A broader measure of educational attainment for lower income households is a good starting point if the need for it to sit alongside existing measures of more severe disadvantage. The Department for Education deserves credit for putting in the work to make such a measure possible but a robust strategy to support the living standards of this group needs to go further. At the level of the children concerned that means tracking outcomes beyond education and into earnings, or even future household income.
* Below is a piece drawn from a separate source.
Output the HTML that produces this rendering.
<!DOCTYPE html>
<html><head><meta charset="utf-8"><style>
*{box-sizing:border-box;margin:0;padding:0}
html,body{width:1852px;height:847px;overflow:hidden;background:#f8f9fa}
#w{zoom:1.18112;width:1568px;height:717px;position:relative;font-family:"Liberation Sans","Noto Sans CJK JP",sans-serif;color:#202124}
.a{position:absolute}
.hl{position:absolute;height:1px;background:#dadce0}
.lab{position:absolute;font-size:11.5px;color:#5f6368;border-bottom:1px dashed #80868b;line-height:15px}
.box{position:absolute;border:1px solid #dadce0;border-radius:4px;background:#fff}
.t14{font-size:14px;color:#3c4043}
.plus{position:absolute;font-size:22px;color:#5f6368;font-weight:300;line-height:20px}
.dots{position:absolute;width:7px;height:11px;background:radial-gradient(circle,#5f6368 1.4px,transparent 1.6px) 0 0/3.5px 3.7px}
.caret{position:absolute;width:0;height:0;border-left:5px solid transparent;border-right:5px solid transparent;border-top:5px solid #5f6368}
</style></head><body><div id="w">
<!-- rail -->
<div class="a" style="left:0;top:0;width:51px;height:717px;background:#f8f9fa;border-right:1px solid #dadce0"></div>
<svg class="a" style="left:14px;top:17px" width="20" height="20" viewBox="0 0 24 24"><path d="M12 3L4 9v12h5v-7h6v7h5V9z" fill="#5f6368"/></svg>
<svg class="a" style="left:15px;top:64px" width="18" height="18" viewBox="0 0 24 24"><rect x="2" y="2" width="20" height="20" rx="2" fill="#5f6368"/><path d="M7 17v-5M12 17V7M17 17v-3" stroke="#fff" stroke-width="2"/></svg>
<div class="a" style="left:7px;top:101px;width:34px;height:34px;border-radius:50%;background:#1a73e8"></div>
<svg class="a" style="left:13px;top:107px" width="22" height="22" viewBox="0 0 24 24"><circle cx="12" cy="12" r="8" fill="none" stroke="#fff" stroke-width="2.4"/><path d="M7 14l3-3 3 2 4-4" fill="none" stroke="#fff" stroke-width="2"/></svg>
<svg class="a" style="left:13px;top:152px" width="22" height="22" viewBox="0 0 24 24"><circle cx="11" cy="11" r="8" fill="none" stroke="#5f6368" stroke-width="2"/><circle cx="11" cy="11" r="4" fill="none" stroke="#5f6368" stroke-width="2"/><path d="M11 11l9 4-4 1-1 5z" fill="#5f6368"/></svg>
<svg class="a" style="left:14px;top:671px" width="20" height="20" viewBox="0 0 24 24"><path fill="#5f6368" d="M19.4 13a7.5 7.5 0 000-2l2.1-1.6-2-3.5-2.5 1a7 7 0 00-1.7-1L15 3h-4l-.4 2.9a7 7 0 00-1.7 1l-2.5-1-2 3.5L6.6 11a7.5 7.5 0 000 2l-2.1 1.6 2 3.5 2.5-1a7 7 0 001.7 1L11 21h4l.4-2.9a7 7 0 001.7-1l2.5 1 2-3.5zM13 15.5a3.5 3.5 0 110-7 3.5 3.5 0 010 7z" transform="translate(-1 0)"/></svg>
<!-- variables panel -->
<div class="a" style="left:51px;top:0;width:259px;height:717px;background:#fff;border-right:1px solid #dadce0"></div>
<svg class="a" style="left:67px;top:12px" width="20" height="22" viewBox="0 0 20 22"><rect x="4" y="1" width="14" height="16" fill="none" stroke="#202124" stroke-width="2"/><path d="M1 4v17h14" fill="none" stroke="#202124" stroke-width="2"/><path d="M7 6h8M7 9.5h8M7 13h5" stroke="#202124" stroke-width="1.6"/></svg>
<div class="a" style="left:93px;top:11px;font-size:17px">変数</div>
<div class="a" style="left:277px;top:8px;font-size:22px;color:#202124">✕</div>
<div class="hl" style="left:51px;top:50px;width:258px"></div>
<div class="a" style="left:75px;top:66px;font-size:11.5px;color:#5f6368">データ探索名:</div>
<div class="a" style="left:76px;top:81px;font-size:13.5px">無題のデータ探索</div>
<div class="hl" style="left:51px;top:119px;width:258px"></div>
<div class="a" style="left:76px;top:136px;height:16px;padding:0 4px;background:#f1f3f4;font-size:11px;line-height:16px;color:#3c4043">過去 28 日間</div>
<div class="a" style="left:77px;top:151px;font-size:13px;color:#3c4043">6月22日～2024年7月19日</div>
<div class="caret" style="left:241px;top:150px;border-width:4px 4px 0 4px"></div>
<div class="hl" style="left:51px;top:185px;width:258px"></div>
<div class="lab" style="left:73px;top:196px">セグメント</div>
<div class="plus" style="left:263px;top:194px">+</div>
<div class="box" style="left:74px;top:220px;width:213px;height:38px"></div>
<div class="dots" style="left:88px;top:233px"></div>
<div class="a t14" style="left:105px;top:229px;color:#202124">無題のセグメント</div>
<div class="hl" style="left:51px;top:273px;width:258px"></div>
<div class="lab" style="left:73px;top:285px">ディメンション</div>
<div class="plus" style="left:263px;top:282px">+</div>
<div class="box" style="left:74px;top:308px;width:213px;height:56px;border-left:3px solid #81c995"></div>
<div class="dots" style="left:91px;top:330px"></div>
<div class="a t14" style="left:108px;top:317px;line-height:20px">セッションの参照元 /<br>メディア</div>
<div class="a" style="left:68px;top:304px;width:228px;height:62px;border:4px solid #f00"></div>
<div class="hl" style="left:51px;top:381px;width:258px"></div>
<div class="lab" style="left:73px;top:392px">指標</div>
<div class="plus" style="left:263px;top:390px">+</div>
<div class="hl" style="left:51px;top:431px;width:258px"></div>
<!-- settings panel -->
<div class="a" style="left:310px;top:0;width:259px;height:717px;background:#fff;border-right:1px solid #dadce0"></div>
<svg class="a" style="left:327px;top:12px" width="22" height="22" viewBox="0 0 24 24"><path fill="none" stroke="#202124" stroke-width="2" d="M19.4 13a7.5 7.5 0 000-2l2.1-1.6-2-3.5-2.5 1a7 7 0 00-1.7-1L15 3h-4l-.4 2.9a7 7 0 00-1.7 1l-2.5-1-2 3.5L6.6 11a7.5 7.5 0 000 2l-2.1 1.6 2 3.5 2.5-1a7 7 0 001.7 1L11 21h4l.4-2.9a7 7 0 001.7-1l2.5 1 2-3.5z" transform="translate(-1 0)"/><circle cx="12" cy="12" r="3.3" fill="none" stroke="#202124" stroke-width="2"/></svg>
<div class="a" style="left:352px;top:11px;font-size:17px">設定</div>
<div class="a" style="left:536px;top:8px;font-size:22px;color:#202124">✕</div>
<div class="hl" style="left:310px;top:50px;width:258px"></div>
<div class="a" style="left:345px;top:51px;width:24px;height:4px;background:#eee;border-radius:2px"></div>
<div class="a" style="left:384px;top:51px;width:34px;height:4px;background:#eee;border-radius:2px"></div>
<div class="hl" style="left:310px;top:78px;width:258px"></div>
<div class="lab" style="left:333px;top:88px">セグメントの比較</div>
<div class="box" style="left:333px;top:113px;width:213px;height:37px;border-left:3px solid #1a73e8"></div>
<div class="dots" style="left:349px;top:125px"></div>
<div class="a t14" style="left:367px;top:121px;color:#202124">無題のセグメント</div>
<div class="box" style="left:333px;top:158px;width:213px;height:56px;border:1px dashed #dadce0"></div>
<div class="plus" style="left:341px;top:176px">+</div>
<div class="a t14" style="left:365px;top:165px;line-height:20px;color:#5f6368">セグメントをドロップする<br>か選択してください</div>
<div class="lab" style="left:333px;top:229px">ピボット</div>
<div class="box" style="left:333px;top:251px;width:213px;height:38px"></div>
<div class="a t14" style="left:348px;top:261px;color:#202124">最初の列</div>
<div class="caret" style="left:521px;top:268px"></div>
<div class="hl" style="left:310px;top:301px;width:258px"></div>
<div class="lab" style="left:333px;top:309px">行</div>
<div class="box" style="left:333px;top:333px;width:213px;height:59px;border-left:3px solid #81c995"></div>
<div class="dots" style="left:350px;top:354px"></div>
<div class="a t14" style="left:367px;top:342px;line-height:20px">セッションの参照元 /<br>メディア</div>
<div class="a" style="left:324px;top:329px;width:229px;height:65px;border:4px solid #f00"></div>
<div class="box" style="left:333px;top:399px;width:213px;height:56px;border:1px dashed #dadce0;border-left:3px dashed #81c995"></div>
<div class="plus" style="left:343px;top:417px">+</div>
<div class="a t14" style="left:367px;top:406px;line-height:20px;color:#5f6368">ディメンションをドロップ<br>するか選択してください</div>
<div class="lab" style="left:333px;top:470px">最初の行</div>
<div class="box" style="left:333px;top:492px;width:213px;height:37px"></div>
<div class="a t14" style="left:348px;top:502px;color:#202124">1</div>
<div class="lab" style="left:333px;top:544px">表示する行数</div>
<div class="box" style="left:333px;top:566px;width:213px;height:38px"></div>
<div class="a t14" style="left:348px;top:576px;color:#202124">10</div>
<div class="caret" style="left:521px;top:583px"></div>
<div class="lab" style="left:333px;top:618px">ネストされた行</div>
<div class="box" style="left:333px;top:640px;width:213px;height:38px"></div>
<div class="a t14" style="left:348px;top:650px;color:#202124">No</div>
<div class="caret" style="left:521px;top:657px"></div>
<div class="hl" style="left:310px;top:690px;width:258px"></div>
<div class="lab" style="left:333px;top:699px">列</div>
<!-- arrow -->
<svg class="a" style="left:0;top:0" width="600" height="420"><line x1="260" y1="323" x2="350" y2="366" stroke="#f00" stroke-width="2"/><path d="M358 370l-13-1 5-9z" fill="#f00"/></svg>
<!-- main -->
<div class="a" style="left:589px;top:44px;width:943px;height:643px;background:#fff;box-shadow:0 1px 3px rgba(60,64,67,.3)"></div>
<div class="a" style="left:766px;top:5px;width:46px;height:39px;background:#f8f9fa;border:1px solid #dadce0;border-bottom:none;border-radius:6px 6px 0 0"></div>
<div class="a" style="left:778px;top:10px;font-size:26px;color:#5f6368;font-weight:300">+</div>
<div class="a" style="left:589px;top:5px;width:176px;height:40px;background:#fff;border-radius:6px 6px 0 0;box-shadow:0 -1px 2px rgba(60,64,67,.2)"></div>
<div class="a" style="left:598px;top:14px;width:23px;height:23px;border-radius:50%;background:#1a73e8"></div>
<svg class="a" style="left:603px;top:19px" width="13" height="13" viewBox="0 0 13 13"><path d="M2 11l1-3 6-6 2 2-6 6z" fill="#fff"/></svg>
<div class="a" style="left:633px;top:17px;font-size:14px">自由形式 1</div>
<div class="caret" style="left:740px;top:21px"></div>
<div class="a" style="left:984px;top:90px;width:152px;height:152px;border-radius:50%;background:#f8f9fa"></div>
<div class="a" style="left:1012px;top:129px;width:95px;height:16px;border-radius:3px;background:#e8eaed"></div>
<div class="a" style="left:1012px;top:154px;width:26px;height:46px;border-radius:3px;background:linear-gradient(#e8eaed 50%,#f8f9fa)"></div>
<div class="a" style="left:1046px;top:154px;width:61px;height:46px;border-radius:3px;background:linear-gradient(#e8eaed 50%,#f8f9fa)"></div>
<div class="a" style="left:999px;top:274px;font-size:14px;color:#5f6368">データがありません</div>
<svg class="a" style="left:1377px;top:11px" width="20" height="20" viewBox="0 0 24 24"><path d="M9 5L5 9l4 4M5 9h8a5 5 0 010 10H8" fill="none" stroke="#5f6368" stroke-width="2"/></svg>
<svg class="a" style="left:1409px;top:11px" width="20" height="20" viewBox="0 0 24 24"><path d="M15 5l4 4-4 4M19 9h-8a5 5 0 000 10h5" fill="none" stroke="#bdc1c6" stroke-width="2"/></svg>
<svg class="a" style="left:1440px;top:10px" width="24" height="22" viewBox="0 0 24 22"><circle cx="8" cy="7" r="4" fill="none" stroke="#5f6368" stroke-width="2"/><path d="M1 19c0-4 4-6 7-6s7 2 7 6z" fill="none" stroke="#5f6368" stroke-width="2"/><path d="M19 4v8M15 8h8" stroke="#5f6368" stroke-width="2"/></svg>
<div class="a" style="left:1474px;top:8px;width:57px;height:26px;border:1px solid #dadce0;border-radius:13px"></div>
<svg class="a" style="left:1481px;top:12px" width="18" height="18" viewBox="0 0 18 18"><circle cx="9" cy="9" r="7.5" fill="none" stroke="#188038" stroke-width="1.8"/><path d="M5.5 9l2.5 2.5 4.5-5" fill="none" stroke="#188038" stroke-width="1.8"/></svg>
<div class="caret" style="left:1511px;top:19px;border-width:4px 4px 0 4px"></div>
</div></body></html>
But to understand what drives outcomes the government will need to understand how the level of income for this group compares to past periods and other parts of the income distribution. Assessing how the incomes of this group fare is vital to understand their living standards. And doing so will be ever more important in the remainder of this parliament with a new squeeze on pay underway and the coming £12 billion of cuts set to make half of working age households with less than typical income – the very focus of this new measure – worse off by the end of the parliament.